====== Collected material ======
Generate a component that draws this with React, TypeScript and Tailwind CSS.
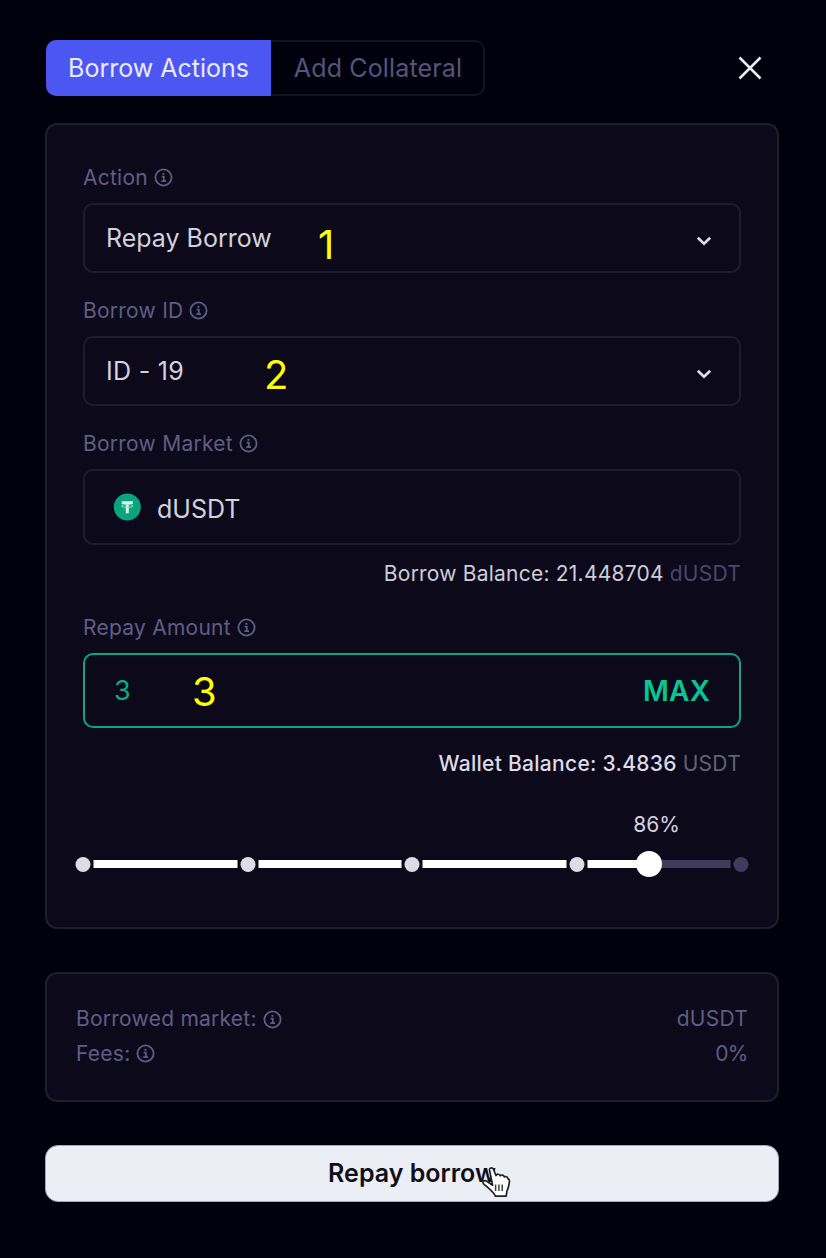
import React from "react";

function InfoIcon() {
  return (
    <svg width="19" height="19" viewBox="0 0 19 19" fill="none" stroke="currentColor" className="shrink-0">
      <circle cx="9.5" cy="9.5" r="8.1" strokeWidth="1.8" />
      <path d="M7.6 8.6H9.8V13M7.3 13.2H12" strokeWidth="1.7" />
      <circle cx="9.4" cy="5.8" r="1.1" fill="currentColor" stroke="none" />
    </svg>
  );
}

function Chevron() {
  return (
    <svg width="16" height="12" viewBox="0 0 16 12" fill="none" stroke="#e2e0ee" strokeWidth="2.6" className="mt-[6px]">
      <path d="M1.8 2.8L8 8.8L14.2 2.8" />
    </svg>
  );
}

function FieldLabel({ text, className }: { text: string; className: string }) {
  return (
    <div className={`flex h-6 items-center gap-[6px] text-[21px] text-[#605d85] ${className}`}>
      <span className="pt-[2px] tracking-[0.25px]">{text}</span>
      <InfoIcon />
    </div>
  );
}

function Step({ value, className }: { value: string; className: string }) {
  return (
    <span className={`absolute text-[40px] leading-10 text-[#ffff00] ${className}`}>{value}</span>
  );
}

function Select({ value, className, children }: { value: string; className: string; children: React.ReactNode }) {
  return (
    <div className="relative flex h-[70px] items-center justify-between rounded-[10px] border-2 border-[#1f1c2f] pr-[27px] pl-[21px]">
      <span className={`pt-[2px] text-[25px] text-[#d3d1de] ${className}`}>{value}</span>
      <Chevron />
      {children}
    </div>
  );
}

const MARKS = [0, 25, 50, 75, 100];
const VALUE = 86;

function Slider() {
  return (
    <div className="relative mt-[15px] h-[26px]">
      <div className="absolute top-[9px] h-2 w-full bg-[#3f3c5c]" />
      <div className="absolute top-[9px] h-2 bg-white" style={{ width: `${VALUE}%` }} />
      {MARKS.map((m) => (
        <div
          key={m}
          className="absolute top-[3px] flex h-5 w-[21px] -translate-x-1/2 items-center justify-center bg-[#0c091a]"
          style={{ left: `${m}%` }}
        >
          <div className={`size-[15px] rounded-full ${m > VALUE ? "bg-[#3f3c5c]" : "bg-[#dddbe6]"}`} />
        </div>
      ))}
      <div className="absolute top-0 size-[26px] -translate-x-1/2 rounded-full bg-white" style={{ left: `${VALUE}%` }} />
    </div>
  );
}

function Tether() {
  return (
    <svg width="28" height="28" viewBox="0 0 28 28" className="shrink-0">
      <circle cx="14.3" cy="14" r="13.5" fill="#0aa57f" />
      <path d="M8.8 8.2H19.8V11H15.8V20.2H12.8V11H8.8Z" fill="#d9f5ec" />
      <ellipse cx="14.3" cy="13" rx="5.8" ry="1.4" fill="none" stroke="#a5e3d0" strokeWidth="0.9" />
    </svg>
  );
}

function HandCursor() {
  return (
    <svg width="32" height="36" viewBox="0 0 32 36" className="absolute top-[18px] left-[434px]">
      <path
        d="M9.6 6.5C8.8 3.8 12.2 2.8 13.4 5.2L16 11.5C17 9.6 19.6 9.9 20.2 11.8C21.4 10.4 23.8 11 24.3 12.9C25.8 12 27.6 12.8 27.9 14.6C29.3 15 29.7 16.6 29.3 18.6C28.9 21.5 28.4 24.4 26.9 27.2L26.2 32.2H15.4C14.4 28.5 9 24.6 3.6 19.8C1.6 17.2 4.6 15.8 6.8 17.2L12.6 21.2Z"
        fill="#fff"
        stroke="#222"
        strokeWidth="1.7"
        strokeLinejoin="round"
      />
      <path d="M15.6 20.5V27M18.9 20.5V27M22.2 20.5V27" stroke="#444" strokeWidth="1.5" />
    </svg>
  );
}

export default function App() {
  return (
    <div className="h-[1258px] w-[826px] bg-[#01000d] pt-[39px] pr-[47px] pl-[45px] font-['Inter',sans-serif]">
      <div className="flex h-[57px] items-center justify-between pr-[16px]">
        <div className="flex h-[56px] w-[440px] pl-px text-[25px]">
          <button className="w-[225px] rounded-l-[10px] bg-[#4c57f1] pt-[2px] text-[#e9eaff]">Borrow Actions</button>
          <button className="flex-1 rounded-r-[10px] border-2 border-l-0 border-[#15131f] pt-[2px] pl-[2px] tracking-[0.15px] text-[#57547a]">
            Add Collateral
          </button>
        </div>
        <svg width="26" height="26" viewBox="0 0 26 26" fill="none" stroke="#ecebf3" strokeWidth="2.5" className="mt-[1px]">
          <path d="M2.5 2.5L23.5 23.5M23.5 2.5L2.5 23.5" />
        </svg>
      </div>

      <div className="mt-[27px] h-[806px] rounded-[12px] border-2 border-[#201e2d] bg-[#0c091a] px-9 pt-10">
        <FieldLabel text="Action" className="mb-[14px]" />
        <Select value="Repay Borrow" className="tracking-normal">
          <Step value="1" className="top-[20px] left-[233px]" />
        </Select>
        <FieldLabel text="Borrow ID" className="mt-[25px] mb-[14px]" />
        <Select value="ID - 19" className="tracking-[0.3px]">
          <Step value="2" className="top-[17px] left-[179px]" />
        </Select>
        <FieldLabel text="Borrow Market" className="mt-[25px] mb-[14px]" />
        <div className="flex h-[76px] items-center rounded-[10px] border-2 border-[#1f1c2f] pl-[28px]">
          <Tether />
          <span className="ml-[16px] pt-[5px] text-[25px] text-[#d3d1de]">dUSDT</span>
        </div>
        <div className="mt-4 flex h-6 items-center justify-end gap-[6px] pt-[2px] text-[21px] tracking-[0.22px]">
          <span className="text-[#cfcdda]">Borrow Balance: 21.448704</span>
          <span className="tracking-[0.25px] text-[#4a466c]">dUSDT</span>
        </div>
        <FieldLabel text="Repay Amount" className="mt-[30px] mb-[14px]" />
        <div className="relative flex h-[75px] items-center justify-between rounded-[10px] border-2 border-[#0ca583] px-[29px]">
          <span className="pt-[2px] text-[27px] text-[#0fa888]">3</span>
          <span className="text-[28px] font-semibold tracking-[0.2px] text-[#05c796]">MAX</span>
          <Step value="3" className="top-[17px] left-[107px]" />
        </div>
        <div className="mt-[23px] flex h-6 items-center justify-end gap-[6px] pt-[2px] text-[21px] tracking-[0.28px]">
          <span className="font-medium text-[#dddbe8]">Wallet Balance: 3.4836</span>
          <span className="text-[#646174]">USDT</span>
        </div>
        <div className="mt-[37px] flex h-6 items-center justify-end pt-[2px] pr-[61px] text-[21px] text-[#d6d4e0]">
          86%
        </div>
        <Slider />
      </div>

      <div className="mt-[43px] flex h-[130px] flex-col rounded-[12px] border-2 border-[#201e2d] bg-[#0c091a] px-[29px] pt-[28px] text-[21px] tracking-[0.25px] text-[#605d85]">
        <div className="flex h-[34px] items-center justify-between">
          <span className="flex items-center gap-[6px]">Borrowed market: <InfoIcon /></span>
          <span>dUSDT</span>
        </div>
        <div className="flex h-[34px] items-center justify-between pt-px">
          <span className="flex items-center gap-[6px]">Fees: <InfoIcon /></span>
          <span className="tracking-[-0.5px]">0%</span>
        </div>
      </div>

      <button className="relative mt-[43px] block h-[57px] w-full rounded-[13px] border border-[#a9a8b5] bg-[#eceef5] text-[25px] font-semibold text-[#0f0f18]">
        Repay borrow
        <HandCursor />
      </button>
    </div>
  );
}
======
Exercise goal
From the listing above, return each line with the word "React".

Response to the task
Generate a component that draws this with React, TypeScript and Tailwind CSS.
import React from "react";
function Select({ value, className, children }: { value: string; className: string; children: React.ReactNode }) {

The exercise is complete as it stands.